=== Prompt ===
In the material below, the lines containing the word "index" are required; copy each of them.

=== Data section ===
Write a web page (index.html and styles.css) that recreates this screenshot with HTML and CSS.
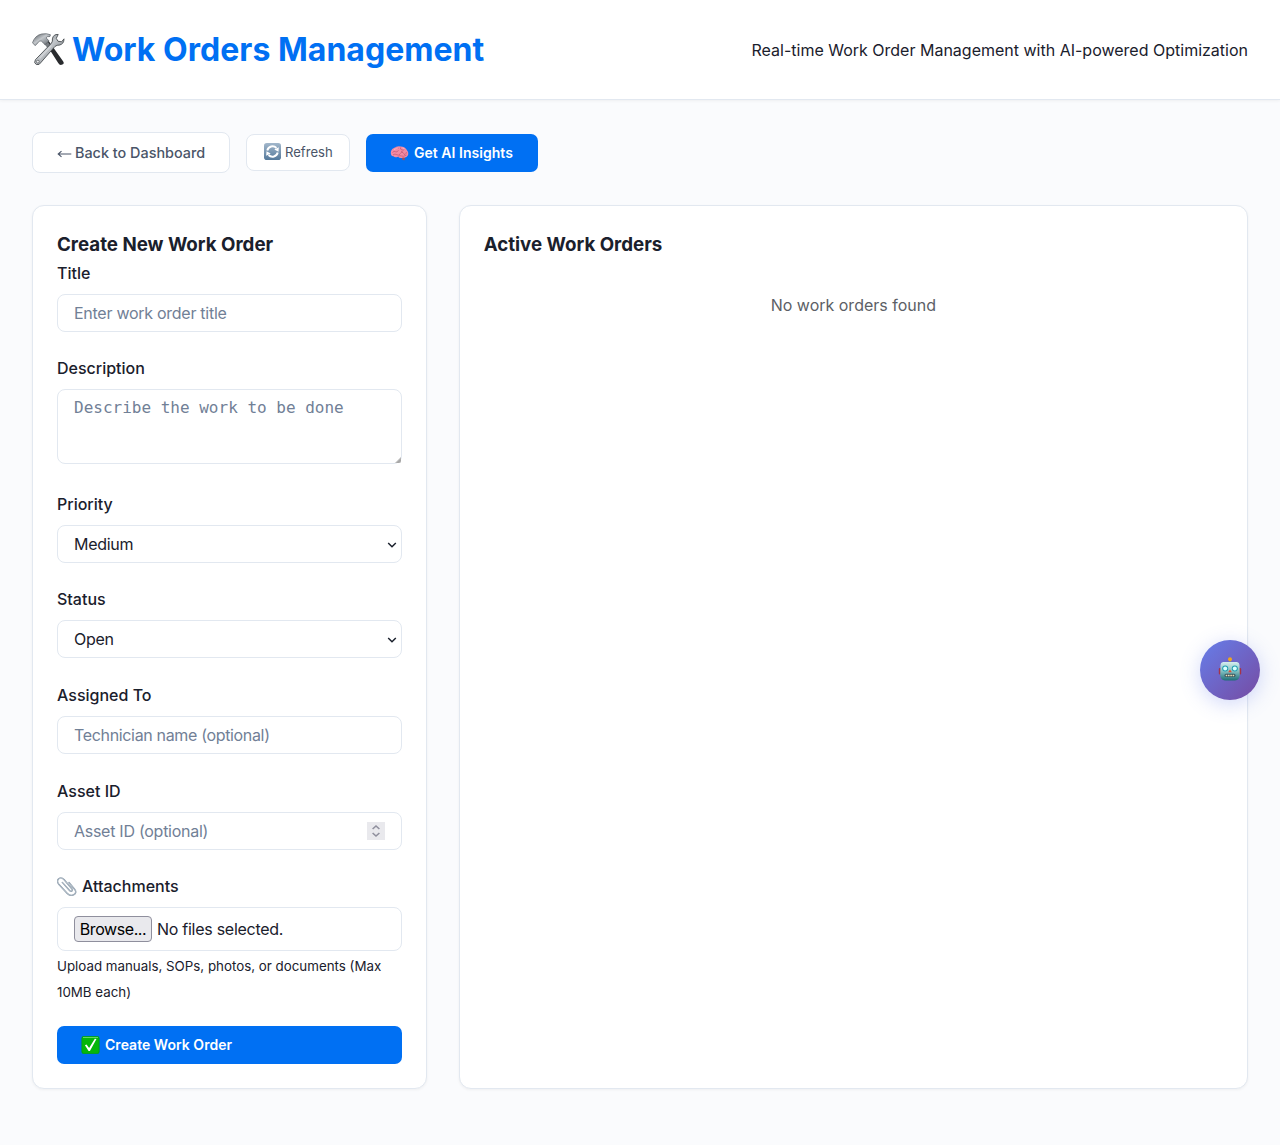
FILE: index.html
```html
<!DOCTYPE html>
<html lang="en">
<head>
<meta charset="utf-8">
<title>Work Orders Management</title>
<link rel="stylesheet" href="styles.css">
</head>
<body>
<header class="header">
  <h1 class="brand">
    <svg class="brand-icon" viewBox="0 0 34 34" aria-hidden="true">
      <defs>
        <linearGradient id="steel" x1="0" y1="0" x2="1" y2="1"><stop offset="0" stop-color="#4b5156"/><stop offset=".45" stop-color="#c3c7cb"/><stop offset="1" stop-color="#555b61"/></linearGradient>
      </defs>
      <path d="M14 10 17 7.500 32 28.500Q34 31 30.500 32.300 28.500 33 27 30.500Z" fill="#292b2e"/>
      <path d="M12.500 10.500 15.500 7.500 21 15 18.500 18Z" fill="#777b80"/>
      <path d="M.5 9.500Q3 2 10 .500 15-.5 19 1.300L18.500 3.100Q15 2.800 14.500 4.500L17.500 7.500 13.500 11.500 9.500 7.700Q7.500 7 6 9.700L3.300 12.500Z" fill="url(#steel)" stroke="#555b60" stroke-width=".7"/>
      <path d="M27 1Q22 .5 21 5.500 21.500 8 20 10L3.500 27Q1.500 30.500 4.500 32 7.500 33 9.500 29.500L23.500 13.500Q26 11.500 28 12 33 11 33 5.500L30.500 8.500 26.800 8 25 5Z" fill="url(#steel)" stroke="#45494d" stroke-width=".9"/>
      <path d="m8 25.500 12-13" stroke="#d3d5d8" stroke-width="1.200"/>
      <circle cx="6" cy="29" r="1.500" fill="#eee" stroke="#555b60" stroke-width=".8"/>
    </svg>
    <span>Work Orders Management</span>
  </h1>
  <div class="tagline">Real-time Work Order Management with AI-powered Optimization</div>
</header>

<main class="main">
  <nav class="toolbar">
    <button class="btn btn-back" type="button">
      <svg class="arrow" viewBox="0 0 15 10" aria-hidden="true"><path d="M14.300 5H1.200M4.500 2.200 1.200 5l3.300 2.800" fill="none" stroke="currentColor" stroke-width="1.100"/></svg>
      <span>Back to Dashboard</span>
    </button>
    <button class="btn btn-refresh" type="button">
      <svg class="emoji-refresh" viewBox="0 0 17 17" aria-hidden="true">
        <defs><linearGradient id="tile" x2="0" y2="1"><stop stop-color="#a2b7cb"/><stop offset="1" stop-color="#55799b"/></linearGradient></defs>
        <rect width="17" height="17" rx="2.800" fill="url(#tile)"/>
        <path d="M3.300 7.500A5.300 5.300 0 0 1 12.400 5M13.700 9.500A5.300 5.300 0 0 1 4.600 12" fill="none" stroke="#fff" stroke-width="1.900"/>
        <path d="m14.800 4.200-.3 4.600-4.200-2.200ZM2.200 12.800l.3-4.600 4.200 2.200Z" fill="#fff"/>
      </svg>
      <span>Refresh</span>
    </button>
    <button class="btn btn-primary btn-insights" type="button">
      <svg class="emoji-brain" viewBox="0 0 18 15" aria-hidden="true">
        <path d="M11 11h3.500L14 14.300l-2-.3Z" fill="#9f4f5b"/>
        <path d="M.3 7Q.2 3.500 3.500 2 6.500-.2 10 .5q4-.1 6 3 2.400 2.800 1.500 5.700Q16 12.200 12.500 11.500 9.800 13 7.500 10.700 4.500 12 3 10.300.5 10.500.3 7Z" fill="#f38ba3"/>
        <path d="M2 6.500q1.500-2 3-.8t3-1.500M5 2q1.500 1 3 .3M10 1.500q-.5 2 1.500 2.500t3-1M2.500 8.800q2-1.500 4 0t3.500-1.500 3 0 3-1.200M8 10.500q1-1.500 3-.5t5-1M10.500 5.500l2 .8" fill="none" stroke="#bd526f" stroke-width=".65"/>
        <path d="M3.500 3.700q2-1.600 4-1.500M12 2q1.700.4 2.500 1.500" fill="none" stroke="#ffc0cc" stroke-width=".7"/>
      </svg>
      <span>Get AI Insights</span>
    </button>
  </nav>

  <div class="grid">
    <section class="card">
      <h3 class="card-title">Create New Work Order</h3>
      <form class="form">
        <div class="group">
          <label class="label" for="title">Title</label>
          <input class="control" id="title" type="text" placeholder="Enter work order title">
        </div>
        <div class="group group-area">
          <label class="label" for="description">Description</label>
          <div class="wrap">
            <textarea class="control area" id="description" placeholder="Describe the work to be done"></textarea>
            <svg class="grip" viewBox="0 0 6 6" aria-hidden="true"><path d="M0 6 6 0V5L5 6Z" fill="#b5b5b5"/><path d="M2.500 6 6 2.500" stroke="#888" stroke-width=".6"/></svg>
          </div>
        </div>
        <div class="group">
          <label class="label" for="priority">Priority</label>
          <div class="wrap">
            <select class="control" id="priority"><option>Medium</option></select>
            <svg class="chevron" viewBox="0 0 10 6" aria-hidden="true"><path d="M1.200 1 5 4.700 8.800 1" fill="none" stroke="#1a202c" stroke-width="1.500"/></svg>
          </div>
        </div>
        <div class="group">
          <label class="label" for="status">Status</label>
          <div class="wrap">
            <select class="control" id="status"><option>Open</option></select>
            <svg class="chevron" viewBox="0 0 10 6" aria-hidden="true"><path d="M1.200 1 5 4.700 8.800 1" fill="none" stroke="#1a202c" stroke-width="1.500"/></svg>
          </div>
        </div>
        <div class="group">
          <label class="label" for="assigned">Assigned To</label>
          <input class="control control-tight" id="assigned" type="text" placeholder="Technician name (optional)">
        </div>
        <div class="group">
          <label class="label" for="asset">Asset ID</label>
          <div class="wrap">
            <input class="control" id="asset" type="text" inputmode="numeric" placeholder="Asset ID (optional)">
            <svg class="spinner" viewBox="0 0 18 18" aria-hidden="true"><path d="M0 0h18v18H0z" fill="#e9e9ed"/><path d="m5.600 7 3.400-3 3.400 3M5.600 11 9 14l3.400-3" fill="none" stroke="#8f8f9d" stroke-width="1.600"/></svg>
          </div>
        </div>
        <div class="group group-files">
          <div class="label label-icon">
            <svg class="clip" viewBox="0 0 20 20" aria-hidden="true"><g fill="none" stroke-linecap="round"><path d="m5.300 6.400 7.500 8.300c1.500 1.600 3.500-.2 2-2L7.200 3.800C3.500-.4-1.800 3.600 1.800 8.300l8.500 9.200c4 4.200 11 .3 7.500-4L12 6.500" stroke="#8293a3" stroke-width="1.400"/><path d="m5.300 6.400 7.500 8.300c1.500 1.600 3.500-.2 2-2L7.200 3.800C3.500-.4-1.800 3.600 1.800 8.300l8.500 9.200c4 4.200 11 .3 7.500-4L12 6.500" stroke="#dce3e9" stroke-width=".5"/></g></svg>
            <span>Attachments</span>
          </div>
          <div class="control file">
            <button class="browse" type="button">Browse...</button>
            <span>No files selected.</span>
          </div>
          <small class="hint">Upload manuals, SOPs, photos, or documents (Max 10MB each)</small>
        </div>
        <button class="btn btn-primary btn-create" type="button">
          <svg class="emoji-check" viewBox="0 0 18 18" aria-hidden="true"><rect x=".3" y=".3" width="17.400" height="17.400" rx="2" fill="#05b60b" stroke="#079b0c" stroke-width=".6"/><path d="M1.500 1.500h15" stroke="#66d65f" stroke-width="1"/><path d="M3.400 9.300 5 8.600l2.600 3.500L13.300 2.800l1.700.1L8.400 15H7.100Z" fill="#fff"/></svg>
          <span>Create Work Order</span>
        </button>
      </form>
    </section>
    <section class="card">
      <h3 class="card-title">Active Work Orders</h3>
      <p class="empty">No work orders found</p>
    </section>
  </div>
</main>

<button class="assistant" type="button" aria-label="AI assistant">
  <svg class="robot" viewBox="0 0 24 24" aria-hidden="true">
    <defs><linearGradient id="face" x2="0" y2="1"><stop stop-color="#d5eeee"/><stop offset=".5" stop-color="#83bfc1"/><stop offset="1" stop-color="#1e6d76"/></linearGradient></defs>
    <path d="M11 3h2v3h-2z" fill="#7a8988"/><circle cx="12" cy="2.300" r="2" fill="#f0a51e"/>
    <rect x=".8" y="11" width="3" height="6.500" rx="1" fill="#a63348"/><rect x="20.200" y="11" width="3" height="6.500" rx="1" fill="#a63348"/>
    <path d="M5 5h14q2.500.3 2.500 3l.3 10Q21.500 23 17 23.500H7Q2.500 23 2.200 18l.3-10q0-2.700 2.500-3Z" fill="url(#face)"/>
    <circle cx="7.200" cy="11.500" r="3" fill="#219fb0"/><circle cx="16.800" cy="11.500" r="3" fill="#219fb0"/><circle cx="7.200" cy="11.500" r="2" fill="#d9ffff"/><circle cx="16.800" cy="11.500" r="2" fill="#d9ffff"/>
    <path d="m12 12.500 1.800 2.700h-3.600Z" fill="#e34b30"/><rect x="6.500" y="16.700" width="11" height="3.400" rx="1.500" fill="#38545c"/>
    <path d="M7.700 18.400h8.600" stroke="#e8dfb7" stroke-width="1.500" stroke-dasharray="1.600 .7"/>
  </svg>
</button>
</body>
</html>
```
FILE: styles.css
```css
* { box-sizing: border-box; margin: 0; padding: 0; }

body {
  min-height: 1145px;
  background: #fafbfd;
  color: #1a202c;
  font: 16px/1.6 Inter, "Liberation Sans", sans-serif;
}

svg { display: block; flex: none; }
button, input, select, textarea { font: inherit; color: inherit; }

.header {
  display: flex;
  align-items: center;
  justify-content: space-between;
  padding: 24px 32px;
  background: #fff;
  border-bottom: 1px solid #e2e8f0;
  box-shadow: 0 1px 3px rgba(0, 0, 0, .05);
}
.brand {
  display: flex;
  align-items: center;
  gap: 7px;
  color: #0070f3;
  font-size: 32px;
  font-weight: 700;
  letter-spacing: .03px;
}
.brand-icon { width: 33px; height: 34px; }
.tagline { padding-top: 2px; }

.main { padding: 32px; }
.toolbar { display: flex; align-items: center; gap: 16px; margin-bottom: 32px; }

.btn {
  display: flex;
  align-items: center;
  border: 1px solid #e2e8f0;
  border-radius: 8px;
  background: #fff;
  color: #4a5568;
  white-space: nowrap;
}
.btn-back { width: 198px; height: 41px; padding: 0 24px; gap: 3px; font-size: 14.400px; font-weight: 500; }
.arrow { width: 15px; height: 10px; margin-top: 3px; }
.btn-refresh { width: 104px; height: 37px; padding: 0 17px; gap: 4px; font-size: 13.100px; }
.emoji-refresh { width: 17px; height: 17px; margin-top: -3px; }
.btn-primary { height: 38px; padding: 0 24px; border: 0; border-radius: 7px; background: #0070f3; color: #fff; font-size: 14px; font-weight: 600; letter-spacing: .03px; }
.btn-insights { width: 172px; padding-top: 1px; gap: 5px; }
.emoji-brain { width: 19px; height: 15px; }
.btn-create { width: 100%; gap: 5px; }
.emoji-check { width: 19px; height: 18px; }

.grid { display: grid; grid-template-columns: minmax(0, 1fr) minmax(0, 2fr); gap: 32px; }
.card {
  height: 884px;
  padding: 24px;
  background: #fff;
  border: 1px solid #e2e8f0;
  border-radius: 12px;
  box-shadow: 0 1px 3px rgba(0, 0, 0, .05);
}
.card-title { padding-top: 1px; font-size: 18.720px; font-weight: 700; line-height: 28.950px; }

.group { margin-bottom: 24px; }
.group-area { margin-bottom: 26.900px; }
.label { display: block; padding-top: .6px; margin-bottom: 7.400px; font-weight: 500; }
.label-icon { display: flex; align-items: center; gap: 5px; padding-top: 0; margin-bottom: 8px; }
.clip { width: 20px; height: 20px; }
.wrap { position: relative; }
.control {
  display: block;
  width: 100%;
  height: 38px;
  padding: 0 16px;
  border: 1px solid #e2e8f0;
  border-radius: 8px;
  background: #fff;
  letter-spacing: -.27px;
  line-height: normal;
  appearance: none;
}
.control-tight { letter-spacing: -.34px; }
.control::placeholder { color: #718096; opacity: 1; }
.area { height: 75px; padding-top: 8px; resize: none; font-family: "DejaVu Sans Mono", monospace; letter-spacing: 0; }
.grip { position: absolute; right: 1px; bottom: 1px; width: 6px; height: 6px; }
.chevron { position: absolute; right: 5px; top: 17px; width: 10px; height: 6px; }
.spinner { position: absolute; right: 17px; top: 10px; width: 18px; height: 18px; }
.file { display: flex; align-items: center; gap: 5px; height: 44px; }
.browse { width: 78px; height: 26px; border: 1px solid #8f8f9d; border-radius: 4px; background: #e9e9ed; color: #000; letter-spacing: -.42px; line-height: 1; white-space: nowrap; }
.group-files { margin-bottom: 21px; }
.hint { display: block; padding-top: 2px; font-size: 13.333px; line-height: 26px; }
.empty { padding-top: 32.700px; color: #5c5f66; text-align: center; }

.assistant {
  position: fixed;
  top: 640px;
  right: 20px;
  display: grid;
  place-items: center;
  width: 60px;
  height: 60px;
  border: 0;
  border-radius: 50%;
  background: linear-gradient(135deg, #667eea, #764ba2);
  box-shadow: 0 4px 20px rgba(102, 126, 234, .3);
}
.robot { width: 24px; height: 24px; margin-top: -3px; }
```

=== Exercise response ===
Write a web page (index.html and styles.css) that recreates this screenshot with HTML and CSS.
FILE: index.html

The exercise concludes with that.